You start to pick up habits and styles from everyone around you and these are what make us a part of the Notts uni club. Whether you go to UoN or Trent, one of the blatant Nottingham traits is the fierce competition upheld by both unis, if that isn’t a sign saying you go to uni in Notts, here are a few other things to look out for when spotting Notts students in case it wasn’t already obvious.

1. Complaining there’s no ‘Big Waitrose’

Listen, if you’re a student who can afford to go to Waitrose for your big shop, hats off to you. However, the lack of everybody’s favourite two for the price of three shop is not exactly earth shattering news to the majority of us. You will soon become accustomed to the ways of Aldi, Lidl and Tesco with a clubcard when you realise your loan wouldn’t make it past week two of term if you were shopping at Waitrose.

2. Going on about how good the nightlife is

When I first came to uni, all I was told is that “Nottingham has a great night life” and I was in for a treat. As a third year who is now very much over it, I can agree. First year was full of Wednesday Crisis, Thursday Rock City, Friday Oceans, and Saturdays doing whatever we felt like. With a few Bonkerz Bingos thrown into the mix and the occasional trip to Pryzm, it all definitely lived up to expectations. It’s very Nottingham core to be have a crazy night out.

3. Uggs

3. Uggs

If you don’t see a north face puffer in your lecture, in the nicest way, you don’t go to uni in Nottingham.

5. Ocean posters and t-shirts

It’s a right of passage that at a freshers fair you either find yourself grabbing an ocean t-shirt or poster and it’s almost a guarantee the second and third years have gone back to freshers fairs to get the exact same top a year later. Despite Ocean’s reputation spanning far outside of Nottingham thanks to the one and only GK Barry, the majority of Nottingham students will attend the club more than their lectures. No matter the rumours, no one can resist taking a dip and showing off your nice poster that will hang proudly on your wall for the rest of your time at uni.

6. Eduroam not working

Everyone knows the pain of sitting in the library staring at that little wifi icon on your laptop buffer away until it either says it cannot connect or that tiny exclamation mark appears. There is nothing worse because it’s always when you’ve suddenly decided you’re actually going to do some work and really try to knuckle down. But the wifi just decides you’re not allowed to. Take it as a sign. Either go to a coffee shop or go home because if uni wanted you to do work, they would make the wifi work.

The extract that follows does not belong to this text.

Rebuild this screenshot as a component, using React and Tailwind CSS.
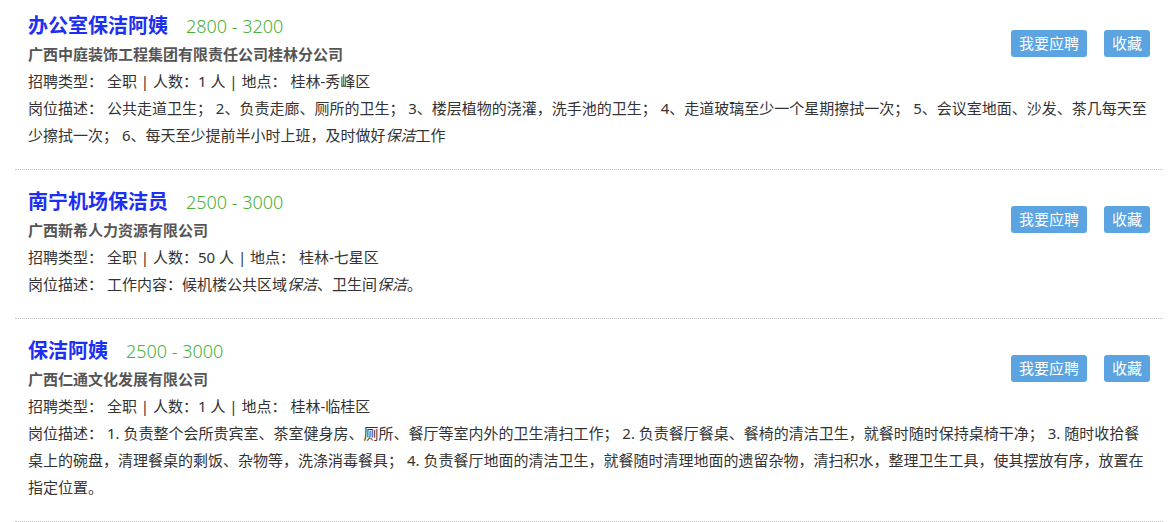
const jobs = [
  {
    title: "办公室保洁阿姨",
    salary: "2800 - 3200",
    company: "广西中庭装饰工程集团有限责任公司桂林分公司",
    count: "1",
    place: "桂林-秀峰区",
    desc: (
      <>
        公共走道卫生； 2、负责走廊、厕所的卫生； 3、楼层植物的浇灌，洗手池的卫生； 4、走道玻璃至少一个星期擦拭一次； 5、会议室地面、沙发、茶几每天至少擦拭一次； 6、每天至少提前半小时上班，及时做好<em>保洁</em>工作
      </>
    ),
  },
  {
    title: "南宁机场保洁员",
    salary: "2500 - 3000",
    company: "广西新希人力资源有限公司",
    count: "50",
    place: "桂林-七星区",
    desc: (
      <>
        工作内容：候机楼公共区域<em>保洁</em>、卫生间<em>保洁</em>。
      </>
    ),
  },
  {
    title: "保洁阿姨",
    salary: "2500 - 3000",
    company: "广西仁通文化发展有限公司",
    count: "1",
    place: "桂林-临桂区",
    desc: (
      <>
        1. 负责整个会所贵宾室、茶室健身房、厕所、餐厅等室内外的卫生清扫工作； 2. 负责餐厅餐桌、餐椅的清洁卫生，就餐时随时保持桌椅干净； 3. 随时收拾餐桌上的碗盘，清理餐桌的剩饭、杂物等，洗涤消毒餐具； 4. 负责餐厅地面的清洁卫生，就餐随时清理地面的遗留杂物，清扫积水，整理卫生工具，使其摆放有序，放置在指定位置。
      </>
    ),
  },
];

export default function App() {
  return (
    <div
      className="bg-white min-h-[522px] overflow-hidden"
      style={{ fontFamily: '"Noto Sans", "Noto Sans CJK SC", sans-serif' }}
    >
      <div className="w-[1148px] ml-[15px] -mt-[6px]">
        {jobs.map((job, i) => (
          <div
            key={i}
            className="border-b border-dotted border-[#c4c4c4] px-[13px] pt-[17px] pb-5"
          >
            <div className="float-right mt-[19px] flex gap-[17px]">
              <button className="h-[27px] px-2 rounded-[3px] bg-[#5ba4e1] text-white text-[15px] leading-[27px]">
                我要应聘
              </button>
              <button className="h-[27px] px-2 rounded-[3px] bg-[#5ba4e1] text-white text-[15px] leading-[27px]">
                收藏
              </button>
            </div>
            <div className="flex items-baseline h-[30px] leading-[30px]">
              <span className="text-[20px] font-bold text-[#1d2ff2]">{job.title}</span>
              <span className="ml-[18px] text-[18px] font-light text-[#47b23a]">{job.salary}</span>
            </div>
            <div className="text-[15px] leading-[27px] font-bold text-[#555]">{job.company}</div>
            <div className="text-[15px] leading-[27px] text-[#333]">
              招聘类型： 全职 | 人数：{job.count} 人 | 地点： {job.place}
            </div>
            <div className="text-[15px] leading-[27px] text-[#333]">
              岗位描述： {job.desc}
            </div>
          </div>
        ))}
      </div>
    </div>
  );
}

7. Living in the Lenton Triangle

Lenton is infamous for student houses generally, but you are at the height of student living if you are located anywhere in the Lenton triangle. From house parties to an actual Bansky painting (don’t ask me why they chose there of all places), Lenton is truly the heart of student culture in this little city we call home. You will simply have to adjust to the raving neighbours, ignore the rats scurrying around, and embrace the Notts student life.

8. Missing the 34 bus

I will be the first to say the 34 and I have a tenuous relationship to say the least. From the terrible timings, the chaos at George Green bus stop, and it literally being full by Seely Road, sometimes I just want to be rid of it. Picture this, it’s the first day of a new term, you’ve decided to turn over a new leaf and go to your lectures specifically, your Monday 9am. You’re ready at the bus stop and the bus just doesn’t stop. Evidently it was a sign from the universe to go back to bed and try again tomorrow. It is a right of passage but if you want to be on time for a lecture, sorry but you will just have to be early or walk.

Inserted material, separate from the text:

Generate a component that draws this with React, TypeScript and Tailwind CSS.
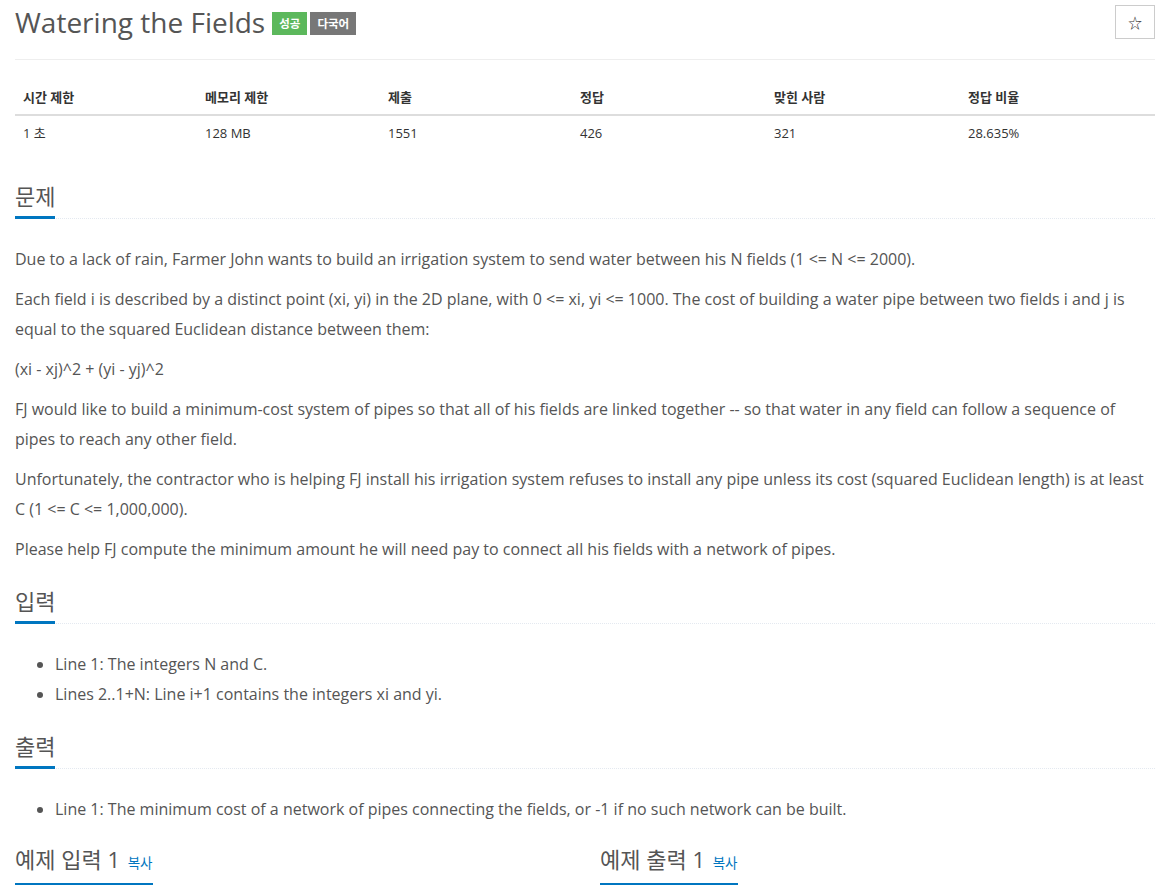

9. Getting chased by geese

The geese on campus are actually frightening, there is no other way to describe them. The first interaction is always “wow how nice to have wildlife on campus” then suddenly they look at you funny and next thing you know you’re running into Portland to escape a gaggle of geese. You can’t avoid it, and somehow, we all just learnt to respect that this is their world and we are merely living in it.

10. Getting free Dominos after the freshers fair

Fresh faced first years and lets face it second and third years get that lovely freshers fair at the start of the year and everywhere you walk there is someone placing a dominoes bag in your hand with those mouth watering discount codes in there. Specifically the one that gives you a free pizza. This is vital for the first years as their stomachs are only just adapting to Hall’s food so they must take their wins wherever they can get them.